Comparing Pipelined and Integrated Approaches to Dialectal Arabic Neural Machine Translation
Pamela Shapiro | Kevin Duh

When translating diglossic languages such as Arabic, situations may arise where we would like to translate a text but do not know which dialect it is. A traditional approach to this problem is to design dialect identification systems and dialect-specific machine translation systems. However, under the recent paradigm of neural machine translation, shared multi-dialectal systems have become a natural alternative. Here we explore under which conditions it is beneficial to perform dialect identification for Arabic neural machine translation versus using a general system for all dialects.

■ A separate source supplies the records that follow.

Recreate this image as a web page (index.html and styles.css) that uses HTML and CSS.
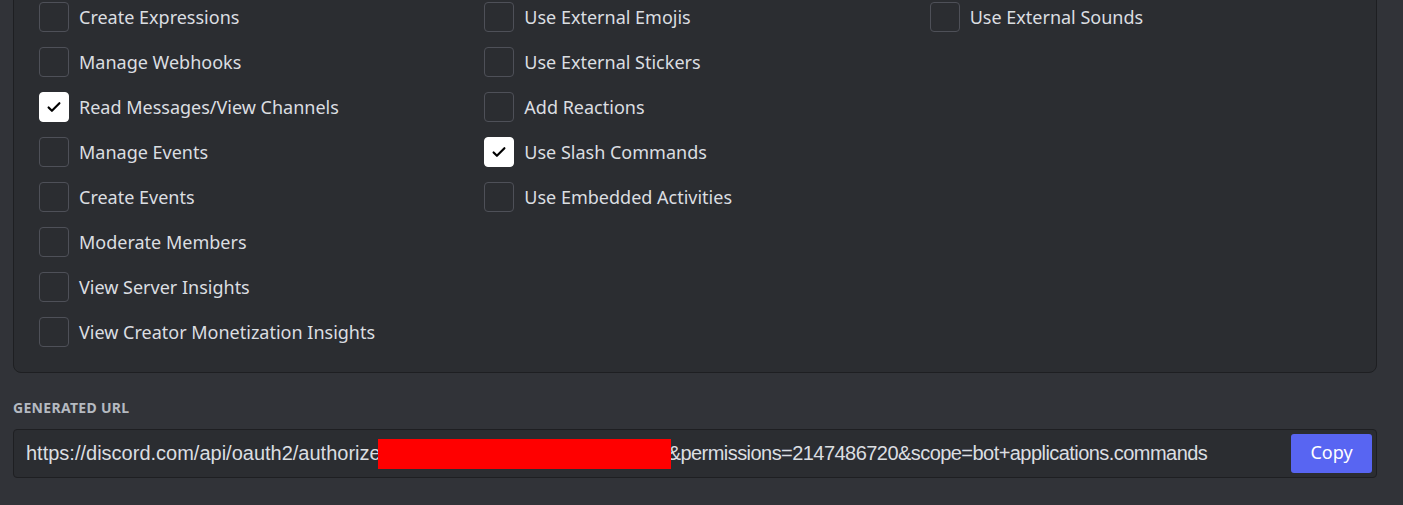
FILE: index.html
```html
<!DOCTYPE html>
<html>
<head>
<meta charset="utf-8">
<link rel="stylesheet" href="styles.css">
</head>
<body>
<div class="page">
  <div class="panel">
    <div class="col">
      <div class="item"><span class="box"></span><span class="label">Create Expressions</span></div>
      <div class="item"><span class="box"></span><span class="label">Manage Webhooks</span></div>
      <div class="item"><span class="box checked"><svg viewBox="0 0 24 24" width="20" height="20"><path d="M5.5 12.5l4 4 9-9" fill="none" stroke="#000" stroke-width="2.6" stroke-linecap="round" stroke-linejoin="round"/></svg></span><span class="label">Read Messages/View Channels</span></div>
      <div class="item"><span class="box"></span><span class="label">Manage Events</span></div>
      <div class="item"><span class="box"></span><span class="label">Create Events</span></div>
      <div class="item"><span class="box"></span><span class="label">Moderate Members</span></div>
      <div class="item"><span class="box"></span><span class="label">View Server Insights</span></div>
      <div class="item"><span class="box"></span><span class="label">View Creator Monetization Insights</span></div>
    </div>
    <div class="col">
      <div class="item"><span class="box"></span><span class="label">Use External Emojis</span></div>
      <div class="item"><span class="box"></span><span class="label">Use External Stickers</span></div>
      <div class="item"><span class="box"></span><span class="label">Add Reactions</span></div>
      <div class="item"><span class="box checked"><svg viewBox="0 0 24 24" width="20" height="20"><path d="M5.5 12.5l4 4 9-9" fill="none" stroke="#000" stroke-width="2.6" stroke-linecap="round" stroke-linejoin="round"/></svg></span><span class="label">Use Slash Commands</span></div>
      <div class="item"><span class="box"></span><span class="label">Use Embedded Activities</span></div>
    </div>
    <div class="col">
      <div class="item"><span class="box"></span><span class="label">Use External Sounds</span></div>
    </div>
  </div>
  <div class="section-title">GENERATED URL</div>
  <div class="url-field">
    <div class="url-text"><span class="url-a">https://discord.com/api/oauth2/authorize</span><span class="redact"></span><span class="url-b">&amp;permissions=2147486720&amp;scope=bot+applications.commands</span></div>
    <button class="copy">Copy</button>
  </div>
</div>
</body>
</html>
```

FILE: styles.css
```css
html, body {
  margin: 0;
  padding: 0;
  background: #313338;
  overflow: hidden;
}
.page {
  padding: 0 26px 0 13px;
  font-family: "Noto Sans", "Open Sans", sans-serif;
}
.panel {
  margin-top: -21px;
  padding: 22px 25px 25px 25px;
  background: #2b2d31;
  border: 1px solid #1e1f22;
  border-radius: 8px;
  display: grid;
  grid-template-columns: repeat(3, 1fr);
  column-gap: 24px;
}
.col {
  display: flex;
  flex-direction: column;
  gap: 15px;
}
.item {
  display: flex;
  align-items: center;
  gap: 10px;
  height: 30px;
}
.box {
  width: 30px;
  height: 30px;
  box-sizing: border-box;
  border: 1px solid #4e5058;
  border-radius: 4px;
  flex: none;
  display: flex;
  align-items: center;
  justify-content: center;
}
.box.checked {
  background: #ffffff;
  border-color: #ffffff;
}
.label {
  color: #dbdee1;
  font-size: 18px;
  line-height: 24px;
  white-space: nowrap;
}
.section-title {
  margin-top: 26px;
  color: #b5bac1;
  font-size: 14px;
  font-weight: 700;
  letter-spacing: 0.3px;
  line-height: 18px;
}
.url-field {
  margin-top: 12px;
  height: 49px;
  box-sizing: border-box;
  border: 1px solid #1e1f22;
  border-radius: 4px;
  background: #2b2d31;
  display: flex;
  align-items: center;
  padding: 0 4px 0 12px;
}
.url-text {
  flex: 1;
  color: #dbdee1;
  font-family: "Liberation Sans", Arial, sans-serif;
  font-size: 20px;
  white-space: nowrap;
  display: flex;
  align-items: center;
}
.url-b {
  letter-spacing: -0.55px;
}
.redact {
  display: inline-block;
  width: 293px;
  height: 30px;
  margin-left: -3px;
  margin-right: -3px;
  background: #ff0000;
  position: relative;
}
.copy {
  width: 81px;
  height: 39px;
  margin-top: -1px;
  border: none;
  border-radius: 3px;
  background: #5865f2;
  color: #ffffff;
  font-family: "Noto Sans", sans-serif;
  font-size: 18px;
  line-height: 24px;
  padding: 0 0 3px 0;
}
```
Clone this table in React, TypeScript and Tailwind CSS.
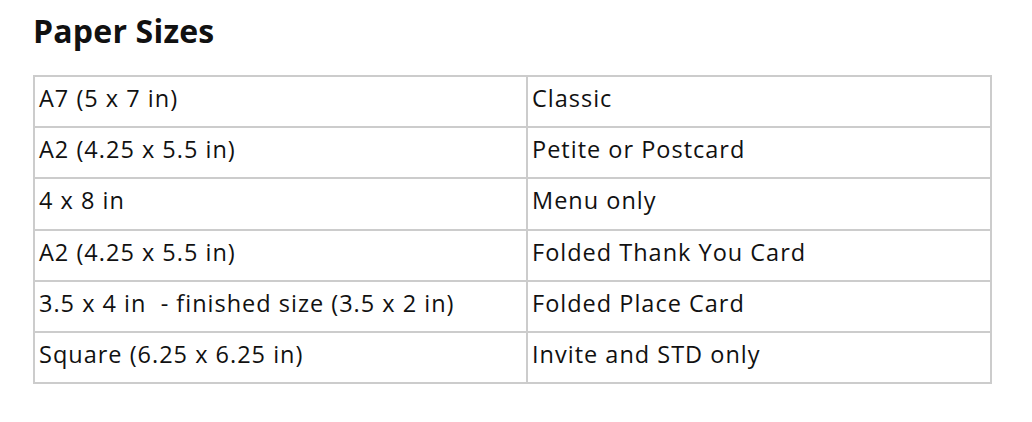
const rows: [string, string][] = [
  ['A7 (5 x 7 in)', 'Classic'],
  ['A2 (4.25 x 5.5 in)', 'Petite or Postcard'],
  ['4 x 8 in', 'Menu only'],
  ['A2 (4.25 x 5.5 in)', 'Folded Thank You Card'],
  ['3.5 x 4 in \u00a0- finished size (3.5 x 2 in)', 'Folded Place Card'],
  ['Square (6.25 x 6.25 in)', 'Invite and STD only'],
];

export default function App() {
  return (
    <div className="w-[1032px] h-[422px] bg-white px-[33px] pt-[11px] text-[#111] font-['Open_Sans',sans-serif]">
      <h2 className="text-[32px] font-bold leading-[40px] tracking-[0.2px]">Paper Sizes</h2>
      <table className="mt-[24px] w-[959px] border-collapse border-2 border-[#cccccc]">
        <tbody>
          {rows.map(([size, use], i) => (
            <tr key={i} className="h-[51.2px]">
              <td className="w-[493px] border-2 border-[#cccccc] px-[4px] pb-[7px] text-[23.5px] leading-[26px] tracking-[1px] align-middle">
                {size}
              </td>
              <td className="border-2 border-[#cccccc] px-[4px] pb-[7px] text-[23.5px] leading-[26px] tracking-[1px] align-middle">
                {use}
              </td>
            </tr>
          ))}
        </tbody>
      </table>
    </div>
  );
}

Cross-lingual Annotation Projection Is Effective for Neural Part-of-Speech Tagging
Matthias Huck | Diana Dutka | Alexander Fraser

We tackle the important task of part-of-speech tagging using a neural model in the zero-resource scenario, where we have no access to gold-standard POS training data. We compare this scenario with the low-resource scenario, where we have access to a small amount of gold-standard POS training data. Our experiments focus on Ukrainian as a representative of under-resourced languages. Russian is highly related to Ukrainian, so we exploit gold-standard Russian POS tags. We consider four techniques to perform Ukrainian POS tagging: zero-shot tagging and cross-lingual annotation projection (for the zero-resource scenario), and compare these with self-training and multilingual learning (for the low-resource scenario). We find that cross-lingual annotation projection works particularly well in the zero-resource scenario.